The Most Important Place on Earth

Preacher:
Passage: Matthew 24:1-14
Service Type:

          Jesus came to do many interwoven things.  Jesus came for one reason.  We get it when people aren’t interested in Jesus despite our efforts—half-hearted or whole-hearted—our attempts to share Jesus with them.  We chalk it up to our clumsiness, timidity, our ignorance, maybe to our weak faith and mediocre discipleship.  We’re ready to blame ourselves, which can be a healthy sign of humility.  We may not consider enough that when Jesus offered the Good News, he was rejected.  No, not in every case, but in many, in most.  If Jesus himself was rejected, it should come as no mystifying surprise when our attempts are rejected.
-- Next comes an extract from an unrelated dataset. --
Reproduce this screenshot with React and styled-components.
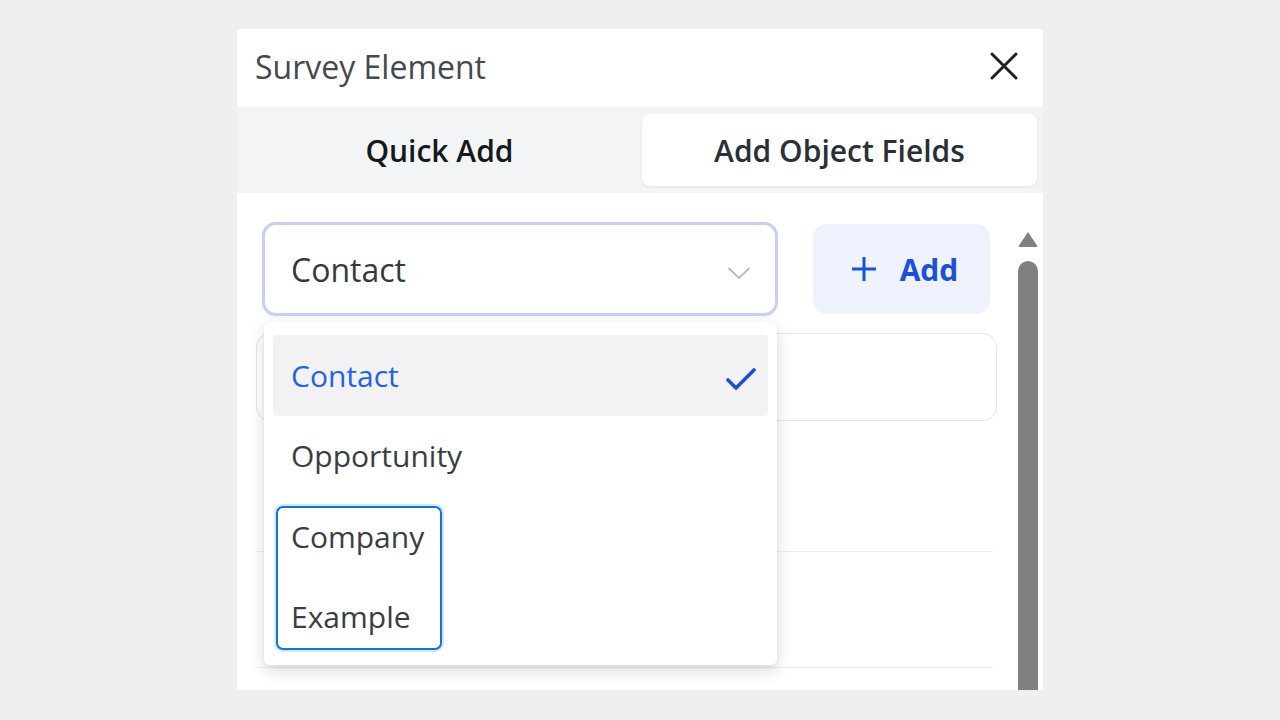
import React from "react";
import styled, { createGlobalStyle } from "styled-components";

const Global = createGlobalStyle`
  html, body { margin: 0; padding: 0; background: #efefef; }
  body { font-family: "Segoe UI", "Open Sans", "Noto Sans", sans-serif; }
  * { box-sizing: border-box; }
`;

const Stage = styled.div`
  width: 1280px;
  height: 720px;
  padding: 29px 0 0 237px;
  overflow: hidden;
`;

const Panel = styled.div`
  position: relative;
  width: 806px;
  height: 661px;
  background: #ffffff;
  display: flex;
  flex-direction: column;
  overflow: hidden;
`;

const Header = styled.div`
  height: 78px;
  flex: none;
  display: flex;
  align-items: center;
  justify-content: space-between;
  padding: 0 24px 4px 18px;
`;

const Title = styled.div`
  font-size: 32px;
  color: #45484f;
  letter-spacing: 0;
`;

const CloseBtn = styled.button`
  border: 0;
  background: none;
  padding: 0;
  width: 30px;
  height: 30px;
  display: flex;
  align-items: center;
  justify-content: center;
  cursor: pointer;
`;

const Tabs = styled.div`
  height: 86px;
  flex: none;
  background: #f3f4f6;
  display: grid;
  grid-template-columns: 405px 395px;
  padding: 7px 6px 7px 0;
`;

const Tab = styled.div`
  display: flex;
  align-items: center;
  justify-content: center;
  font-size: 30px;
  font-weight: 600;
  letter-spacing: 0;
  color: ${(p) => (p.$active ? "#2b2f36" : "#15181d")};
  background: ${(p) => (p.$active ? "#ffffff" : "transparent")};
  border-radius: 8px;
  box-shadow: ${(p) => (p.$active ? "0 1px 3px rgba(0,0,0,0.08)" : "none")};
`;

const Body = styled.div`
  flex: 1;
  display: flex;
  min-height: 0;
`;

const Content = styled.div`
  position: relative;
  flex: 1;
  padding: 29px 0 0 19px;
  display: flex;
  flex-direction: column;
`;

const TopRow = styled.div`
  display: flex;
  align-items: center;
  gap: 35px;
  padding-left: 6px;
`;

const SelectBox = styled.div`
  width: 516px;
  height: 94px;
  border: 3px solid #c5d0f2;
  border-radius: 14px;
  background: #ffffff;
  box-shadow: 0 1px 3px rgba(60, 80, 160, 0.08);
  display: flex;
  align-items: center;
  justify-content: space-between;
  padding: 0 24px 0 26px;
  font-size: 32px;
  color: #35383e;
`;

const AddButton = styled.button`
  width: 177px;
  height: 90px;
  border: 0;
  border-radius: 14px;
  background: #edf2fd;
  color: #1d4fd7;
  font-family: inherit;
  font-size: 30px;
  font-weight: 700;
  display: flex;
  align-items: center;
  justify-content: center;
  gap: 23px;
  padding: 0 0 0 6px;
`;

const FieldBox = styled.div`
  margin-top: 17px;
  width: 741px;
  height: 88px;
  border: 1.5px solid #e3e4e7;
  border-radius: 14px;
  flex: none;
`;

const Divider = styled.div`
  width: 737px;
  height: 1px;
  background: #eeeeef;
  margin-top: ${(p) => p.$top}px;
  flex: none;
`;

const Scrollbar = styled.div`
  width: 20px;
  flex: none;
  margin-right: 5px;
  padding-top: 39px;
  display: flex;
  flex-direction: column;
  align-items: center;
  gap: 14px;
`;

const ArrowUp = styled.div`
  width: 0;
  height: 0;
  border-left: 10px solid transparent;
  border-right: 10px solid transparent;
  border-bottom: 15px solid #808080;
  border-radius: 2px;
`;

const Thumb = styled.div`
  flex: 1;
  width: 20px;
  background: #808080;
  border-radius: 10px 10px 0 0;
`;

const Menu = styled.div`
  position: absolute;
  left: 27px;
  top: 129px;
  width: 513px;
  height: 343px;
  background: #ffffff;
  border-radius: 6px;
  box-shadow: 0 6px 16px rgba(0, 0, 0, 0.14), 0 1px 4px rgba(0, 0, 0, 0.06);
  padding: 13px 9px 7px 9px;
  display: flex;
  flex-direction: column;
`;

const Item = styled.div`
  height: 80.5px;
  flex: none;
  display: flex;
  align-items: center;
  justify-content: space-between;
  padding: 0 12px 0 18px;
  border-radius: 4px;
  font-size: 30px;
  color: ${(p) => (p.$selected ? "#2563e0" : "#3b3d42")};
  background: ${(p) => (p.$selected ? "#f2f2f4" : "transparent")};
`;

const FocusRing = styled.div`
  position: absolute;
  left: 12px;
  top: 184px;
  width: 166px;
  height: 144px;
  border: 2px solid #1573c9;
  border-radius: 7px;
  box-shadow: 0 0 0 2px rgba(120, 190, 250, 0.35);
  pointer-events: none;
`;

const items = ["Contact", "Opportunity", "Company", "Example"];

export default function App() {
  return (
    <>
      <Global />
      <Stage>
        <Panel>
          <Header>
            <Title>Survey Element</Title>
            <CloseBtn aria-label="Close">
              <svg width="28" height="28" viewBox="0 0 28 28">
                <path d="M2 2 L26 26 M26 2 L2 26" stroke="#1f2125" strokeWidth="3" strokeLinecap="round" />
              </svg>
            </CloseBtn>
          </Header>
          <Tabs>
            <Tab>Quick Add</Tab>
            <Tab $active>Add Object Fields</Tab>
          </Tabs>
          <Body>
            <Content>
              <TopRow>
                <SelectBox>
                  <span>Contact</span>
                  <svg width="24" height="14" viewBox="0 0 24 14" style={{ marginTop: 8 }}>
                    <path d="M1.5 2 L12 12 L22.5 2" fill="none" stroke="#b9bbc0" strokeWidth="1.8" />
                  </svg>
                </SelectBox>
                <AddButton>
                  <svg width="26" height="26" viewBox="0 0 26 26">
                    <path d="M13 1 V25 M1 13 H25" stroke="#1d4fd7" strokeWidth="3" />
                  </svg>
                  <span>Add</span>
                </AddButton>
              </TopRow>
              <FieldBox />
              <Divider $top={130} />
              <Divider $top={115} />
              <Menu>
                {items.map((it, i) => (
                  <Item key={it} $selected={i === 0}>
                    <span>{it}</span>
                    {i === 0 && (
                      <svg width="30" height="24" viewBox="0 0 30 24" style={{ marginTop: 8 }}>
                        <path d="M2 13 L10 21 L28 3" fill="none" stroke="#1d4fd7" strokeWidth="3.6" strokeLinecap="round" strokeLinejoin="round" />
                      </svg>
                    )}
                  </Item>
                ))}
                <FocusRing />
              </Menu>
            </Content>
            <Scrollbar>
              <ArrowUp />
              <Thumb />
            </Scrollbar>
          </Body>
        </Panel>
      </Stage>
    </>
  );
}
          Jesus leaves the Temple, having just pronounced seven woes on the religious authorities, the rock stars of the faith.  They wouldn’t listen.  They wanted nothing to do with him.  They saw quite clearly that he would overturn everything they had worked so hard to establish: power, authority, prestige.  He leaves so quickly that his disciples aren’t sure where he’s gone.  When they catch up with him, their concern isn’t for him.  People talk about empathy: I’ve yet to see much of it.  Part of the heart-crushing beauty of the hymns of Good Friday in particular is how the music and the words work together to evoke empathy for Jesus.  When the Spirit gives you true empathy for Jesus, I tell you, that will change your life.

          The disciples aren’t seeing Jesus; they’re seeing the Temple, wanting him to marvel at it with them.  It’s like a trip to New York or Washington: all the buildings you’ve heard about, seen in pictures and movies.  Now you’re standing there, and nothing really prepared you for the fact, the reality.  Would you just look at that!  Can you believe it?!

          Jesus has been talking about facts and reality for three years, talking about belief.  He doesn’t seem to have made much progress.  Oh, he has disciples: many had left, one would deny him, another would betray him.  All would abandon him, and yes, some would turn back, when they had come to their senses.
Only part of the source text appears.